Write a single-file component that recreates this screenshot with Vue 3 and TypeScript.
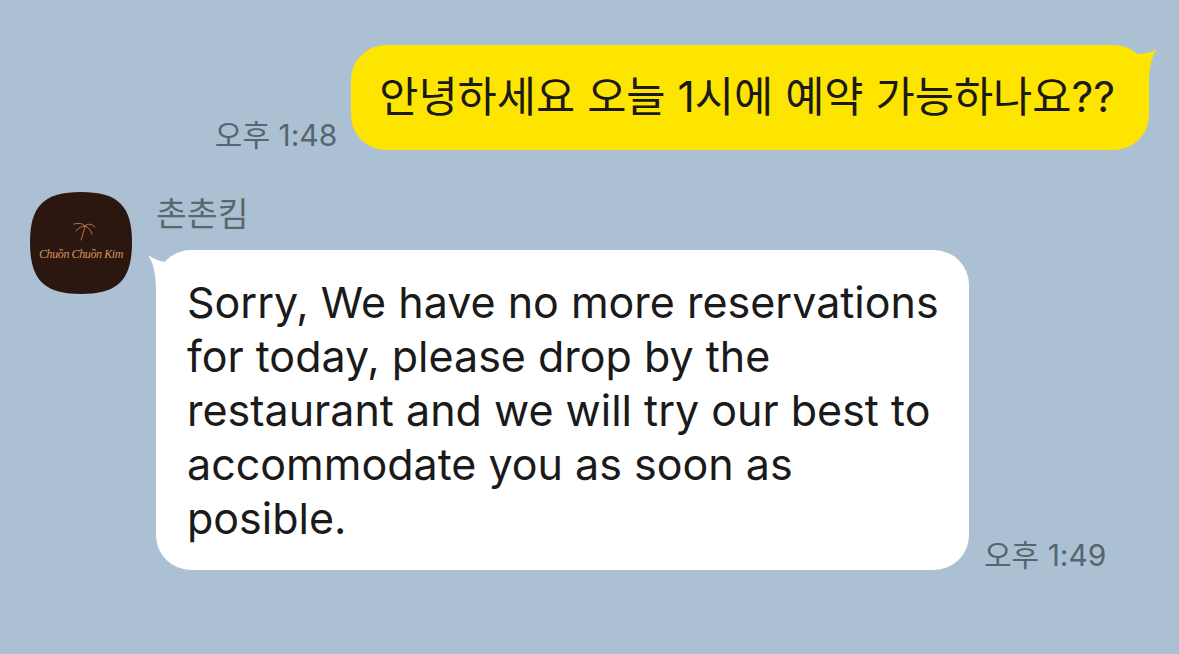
<template>
  <div class="chat">
    <!-- My message -->
    <div class="row-out">
      <span class="time">오후 1:48</span>
      <div class="bubble bubble-out">
        <svg class="tail tail-out" width="30" height="40" viewBox="0 0 30 40">
          <path d="M0 14 L10 9 C16 9 24 8 30 4 C24 12 22 24 22 40 L0 40 Z" fill="#fee500" />
        </svg>
        <span>{{ outgoing }}</span>
      </div>
    </div>

    <!-- Reply -->
    <div class="row-in">
      <div class="avatar">
        <svg class="avatar-shape" width="102" height="102" viewBox="0 0 102 102">
          <path d="M51 0 C88 0 102 14 102 50 C102 88 88 102 51 102 C14 102 0 88 0 50 C0 14 14 0 51 0 Z" fill="#2b1710" />
          <g fill="none" stroke="#c4824c" stroke-width="0.9" stroke-linecap="round">
            <path d="M51 48 C53 43 54 38 55 34" />
            <path d="M55 34 C52 31 48 31 44 32" />
            <path d="M55 34 C52 34 48 36 46 39" />
            <path d="M55 34 C58 31 62 32 65 35" />
            <path d="M55 34 C58 35 61 38 62 42" />
          </g>
        </svg>
        <span class="logo-text">Chuồn Chuồn Kim</span>
      </div>
      <div class="content">
        <div class="name">촌촌킴</div>
        <div class="message">
          <div class="bubble bubble-in">
            <svg class="tail tail-in" width="40" height="40" viewBox="0 0 40 40">
              <path d="M0 5 C6 9 13 12 19 12 C25 6 32 2 40 0 L40 40 L8 40 C8 26 6 14 0 5 Z" fill="#fff" />
            </svg>
            <span>{{ incoming }}</span>
          </div>
          <span class="time">오후 1:49</span>
        </div>
      </div>
    </div>
  </div>
</template>

<script setup lang="ts">
const outgoing = '안녕하세요 오늘 1시에 예약 가능하나요??'
const incoming =
  'Sorry, We have no more reservations for today, please drop by the restaurant and we will try our best to accommodate you as soon as posible.'
</script>

<style scoped>
.chat {
  width: 1179px;
  height: 654px;
  box-sizing: border-box;
  padding: 45px 30px 0;
  background: #abc1d3;
  font-family: Inter, "Noto Sans CJK KR", sans-serif;
  overflow: hidden;
}

.row-out {
  display: flex;
  justify-content: flex-end;
  align-items: flex-end;
  gap: 14px;
}

.row-in {
  display: flex;
  gap: 24px;
  margin-top: 42px;
}

.avatar {
  position: relative;
  flex: none;
  width: 102px;
  height: 102px;
}

.avatar-shape {
  display: block;
}

.logo-text {
  position: absolute;
  left: 0;
  right: 0;
  top: 53px;
  text-align: center;
  font-family: "Liberation Serif", serif;
  font-style: italic;
  font-size: 12px;
  letter-spacing: -0.4px;
  line-height: 18px;
  white-space: nowrap;
  color: #d3935a;
}

.name {
  height: 58px;
  font-size: 33.5px;
  line-height: 44px;
  color: #5a6670;
}

.message {
  display: flex;
  align-items: flex-end;
  gap: 15px;
}

.bubble {
  position: relative;
  color: #1a1a1a;
}

.bubble span {
  position: relative;
}

.bubble-out {
  padding: 22px 34px 24px 28px;
  height: 105px;
  box-sizing: border-box;
  background: #fee500;
  border-radius: 35px;
  font-size: 42.6px;
  line-height: 59px;
  white-space: nowrap;
}

.bubble-in {
  width: 813px;
  box-sizing: border-box;
  padding: 25px 24px 25px 31px;
  background: #fff;
  border-radius: 35px;
  font-size: 43px;
  line-height: 54px;
}

.tail {
  position: absolute;
}

.tail-out {
  top: 0;
  right: -8px;
}

.tail-in {
  top: 0;
  left: -8px;
}

.time {
  flex: none;
  font-size: 30px;
  line-height: 34px;
  color: #56656f;
}

.row-out .time {
  margin-bottom: -2px;
}

.message .time {
  margin-bottom: -2px;
}
</style>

________

[AIM OF THE EXERCISE] All of the data above should be quoted exactly, except for the pictures.

[TASK RESULT]
Write a single-file component that recreates this screenshot with Vue 3 and TypeScript.
<template>
  <div class="chat">
    <!-- My message -->
    <div class="row-out">
      <span class="time">오후 1:48</span>
      <div class="bubble bubble-out">
        <svg class="tail tail-out" width="30" height="40" viewBox="0 0 30 40">
          <path d="M0 14 L10 9 C16 9 24 8 30 4 C24 12 22 24 22 40 L0 40 Z" fill="#fee500" />
        </svg>
        <span>{{ outgoing }}</span>
      </div>
    </div>

    <!-- Reply -->
    <div class="row-in">
      <div class="avatar">
        <svg class="avatar-shape" width="102" height="102" viewBox="0 0 102 102">
          <path d="M51 0 C88 0 102 14 102 50 C102 88 88 102 51 102 C14 102 0 88 0 50 C0 14 14 0 51 0 Z" fill="#2b1710" />
          <g fill="none" stroke="#c4824c" stroke-width="0.9" stroke-linecap="round">
            <path d="M51 48 C53 43 54 38 55 34" />
            <path d="M55 34 C52 31 48 31 44 32" />
            <path d="M55 34 C52 34 48 36 46 39" />
            <path d="M55 34 C58 31 62 32 65 35" />
            <path d="M55 34 C58 35 61 38 62 42" />
          </g>
        </svg>
        <span class="logo-text">Chuồn Chuồn Kim</span>
      </div>
      <div class="content">
        <div class="name">촌촌킴</div>
        <div class="message">
          <div class="bubble bubble-in">
            <svg class="tail tail-in" width="40" height="40" viewBox="0 0 40 40">
              <path d="M0 5 C6 9 13 12 19 12 C25 6 32 2 40 0 L40 40 L8 40 C8 26 6 14 0 5 Z" fill="#fff" />
            </svg>
            <span>{{ incoming }}</span>
          </div>
          <span class="time">오후 1:49</span>
        </div>
      </div>
    </div>
  </div>
</template>

<script setup lang="ts">
const outgoing = '안녕하세요 오늘 1시에 예약 가능하나요??'
const incoming =
  'Sorry, We have no more reservations for today, please drop by the restaurant and we will try our best to accommodate you as soon as posible.'
</script>

<style scoped>
.chat {
  width: 1179px;
  height: 654px;
  box-sizing: border-box;
  padding: 45px 30px 0;
  background: #abc1d3;
  font-family: Inter, "Noto Sans CJK KR", sans-serif;
  overflow: hidden;
}

.row-out {
  display: flex;
  justify-content: flex-end;
  align-items: flex-end;
  gap: 14px;
}

.row-in {
  display: flex;
  gap: 24px;
  margin-top: 42px;
}

.avatar {
  position: relative;
  flex: none;
  width: 102px;
  height: 102px;
}

.avatar-shape {
  display: block;
}

.logo-text {
  position: absolute;
  left: 0;
  right: 0;
  top: 53px;
  text-align: center;
  font-family: "Liberation Serif", serif;
  font-style: italic;
  font-size: 12px;
  letter-spacing: -0.4px;
  line-height: 18px;
  white-space: nowrap;
  color: #d3935a;
}

.name {
  height: 58px;
  font-size: 33.5px;
  line-height: 44px;
  color: #5a6670;
}

.message {
  display: flex;
  align-items: flex-end;
  gap: 15px;
}

.bubble {
  position: relative;
  color: #1a1a1a;
}

.bubble span {
  position: relative;
}

.bubble-out {
  padding: 22px 34px 24px 28px;
  height: 105px;
  box-sizing: border-box;
  background: #fee500;
  border-radius: 35px;
  font-size: 42.6px;
  line-height: 59px;
  white-space: nowrap;
}

.bubble-in {
  width: 813px;
  box-sizing: border-box;
  padding: 25px 24px 25px 31px;
  background: #fff;
  border-radius: 35px;
  font-size: 43px;
  line-height: 54px;
}

.tail {
  position: absolute;
}

.tail-out {
  top: 0;
  right: -8px;
}

.tail-in {
  top: 0;
  left: -8px;
}

.time {
  flex: none;
  font-size: 30px;
  line-height: 34px;
  color: #56656f;
}

.row-out .time {
  margin-bottom: -2px;
}

.message .time {
  margin-bottom: -2px;
}
</style>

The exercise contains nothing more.